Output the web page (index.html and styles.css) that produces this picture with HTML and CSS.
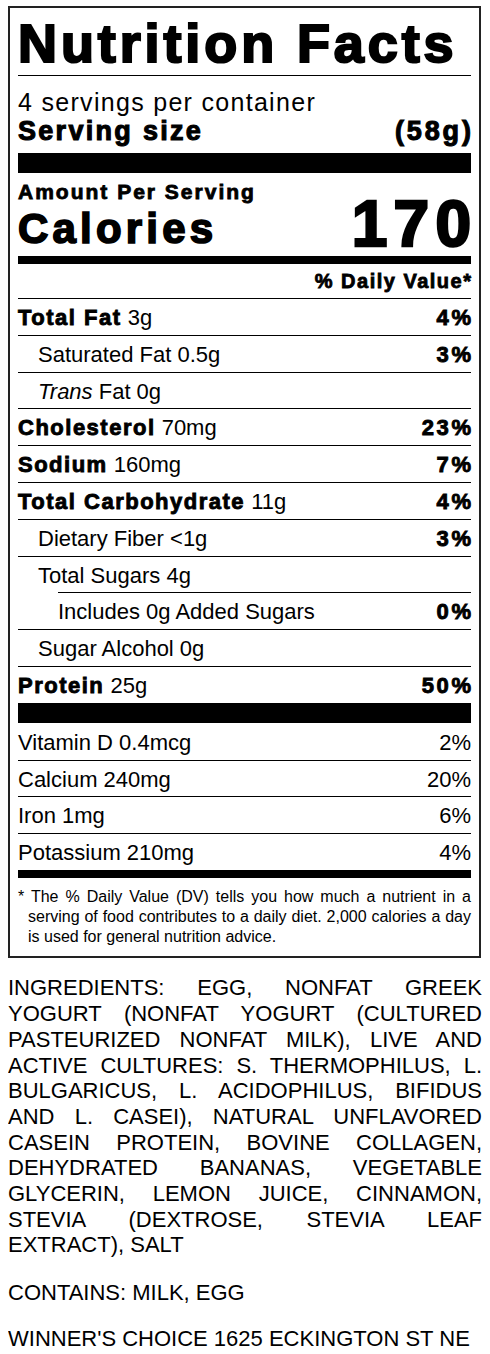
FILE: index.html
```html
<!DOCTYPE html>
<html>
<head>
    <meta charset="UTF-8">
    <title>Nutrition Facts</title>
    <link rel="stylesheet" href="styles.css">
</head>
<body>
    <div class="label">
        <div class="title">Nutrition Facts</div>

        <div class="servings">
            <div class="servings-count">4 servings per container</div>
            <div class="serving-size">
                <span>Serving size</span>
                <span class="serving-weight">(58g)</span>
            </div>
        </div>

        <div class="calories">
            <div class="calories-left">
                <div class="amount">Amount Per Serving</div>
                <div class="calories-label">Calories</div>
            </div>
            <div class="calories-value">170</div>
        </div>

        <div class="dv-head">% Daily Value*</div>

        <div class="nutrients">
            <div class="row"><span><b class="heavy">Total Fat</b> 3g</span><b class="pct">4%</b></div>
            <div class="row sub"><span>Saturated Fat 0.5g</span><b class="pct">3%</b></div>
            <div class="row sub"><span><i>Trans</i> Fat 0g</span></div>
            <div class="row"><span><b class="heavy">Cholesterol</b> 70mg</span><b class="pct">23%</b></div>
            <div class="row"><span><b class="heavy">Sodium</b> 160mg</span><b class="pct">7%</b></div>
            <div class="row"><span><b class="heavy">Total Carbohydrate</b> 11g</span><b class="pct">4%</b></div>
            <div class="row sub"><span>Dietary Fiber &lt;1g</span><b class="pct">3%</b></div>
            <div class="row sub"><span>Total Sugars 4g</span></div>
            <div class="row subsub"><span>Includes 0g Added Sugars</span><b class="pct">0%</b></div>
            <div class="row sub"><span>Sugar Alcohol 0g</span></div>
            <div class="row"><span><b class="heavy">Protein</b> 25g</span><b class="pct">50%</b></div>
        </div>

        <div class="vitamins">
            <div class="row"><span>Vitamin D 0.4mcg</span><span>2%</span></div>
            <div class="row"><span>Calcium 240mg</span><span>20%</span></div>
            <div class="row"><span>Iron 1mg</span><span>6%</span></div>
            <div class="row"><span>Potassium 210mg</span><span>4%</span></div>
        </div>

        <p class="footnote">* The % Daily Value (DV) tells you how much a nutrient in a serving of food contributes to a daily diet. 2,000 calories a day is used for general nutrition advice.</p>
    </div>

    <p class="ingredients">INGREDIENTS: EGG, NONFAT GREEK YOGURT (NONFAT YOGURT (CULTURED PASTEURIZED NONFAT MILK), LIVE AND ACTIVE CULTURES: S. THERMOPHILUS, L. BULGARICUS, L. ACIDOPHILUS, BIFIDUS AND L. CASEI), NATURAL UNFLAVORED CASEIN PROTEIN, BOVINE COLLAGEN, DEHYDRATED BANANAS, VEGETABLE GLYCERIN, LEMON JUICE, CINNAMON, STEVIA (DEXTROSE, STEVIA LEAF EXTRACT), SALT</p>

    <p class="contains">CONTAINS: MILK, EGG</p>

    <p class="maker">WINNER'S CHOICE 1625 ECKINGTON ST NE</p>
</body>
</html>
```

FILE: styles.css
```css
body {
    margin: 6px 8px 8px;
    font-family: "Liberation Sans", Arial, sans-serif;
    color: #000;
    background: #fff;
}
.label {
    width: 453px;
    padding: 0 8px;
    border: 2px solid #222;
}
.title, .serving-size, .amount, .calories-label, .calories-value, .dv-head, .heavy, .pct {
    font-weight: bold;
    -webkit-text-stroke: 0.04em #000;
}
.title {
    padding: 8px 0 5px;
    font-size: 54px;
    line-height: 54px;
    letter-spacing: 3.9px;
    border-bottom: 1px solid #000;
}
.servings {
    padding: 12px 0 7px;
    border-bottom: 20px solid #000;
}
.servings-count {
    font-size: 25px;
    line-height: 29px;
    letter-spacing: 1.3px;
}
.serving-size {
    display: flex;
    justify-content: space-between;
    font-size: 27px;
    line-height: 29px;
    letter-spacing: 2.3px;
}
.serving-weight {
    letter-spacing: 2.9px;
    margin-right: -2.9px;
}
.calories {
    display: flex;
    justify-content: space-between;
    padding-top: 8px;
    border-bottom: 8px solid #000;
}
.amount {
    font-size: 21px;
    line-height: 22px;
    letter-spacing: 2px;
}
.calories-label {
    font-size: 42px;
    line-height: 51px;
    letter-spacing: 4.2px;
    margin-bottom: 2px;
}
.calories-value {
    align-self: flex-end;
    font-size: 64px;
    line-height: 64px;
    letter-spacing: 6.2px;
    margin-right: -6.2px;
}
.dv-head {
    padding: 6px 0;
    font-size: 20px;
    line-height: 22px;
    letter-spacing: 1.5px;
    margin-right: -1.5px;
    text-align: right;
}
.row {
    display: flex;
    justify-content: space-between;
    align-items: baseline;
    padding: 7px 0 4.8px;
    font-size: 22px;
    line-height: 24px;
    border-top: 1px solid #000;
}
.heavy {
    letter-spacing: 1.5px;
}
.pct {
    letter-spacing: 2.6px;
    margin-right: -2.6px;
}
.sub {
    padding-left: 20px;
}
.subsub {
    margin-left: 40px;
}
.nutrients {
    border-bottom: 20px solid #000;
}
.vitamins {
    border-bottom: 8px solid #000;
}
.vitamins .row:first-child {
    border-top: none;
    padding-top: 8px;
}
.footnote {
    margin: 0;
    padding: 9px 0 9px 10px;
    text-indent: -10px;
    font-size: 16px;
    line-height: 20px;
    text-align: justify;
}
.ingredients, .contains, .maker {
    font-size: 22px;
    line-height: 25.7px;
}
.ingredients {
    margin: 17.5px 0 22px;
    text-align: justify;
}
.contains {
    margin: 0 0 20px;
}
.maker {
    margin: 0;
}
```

Job
Of the lines in the listing, how many hold the word "styles"? Nothing but the number is needed.

Response to this task
3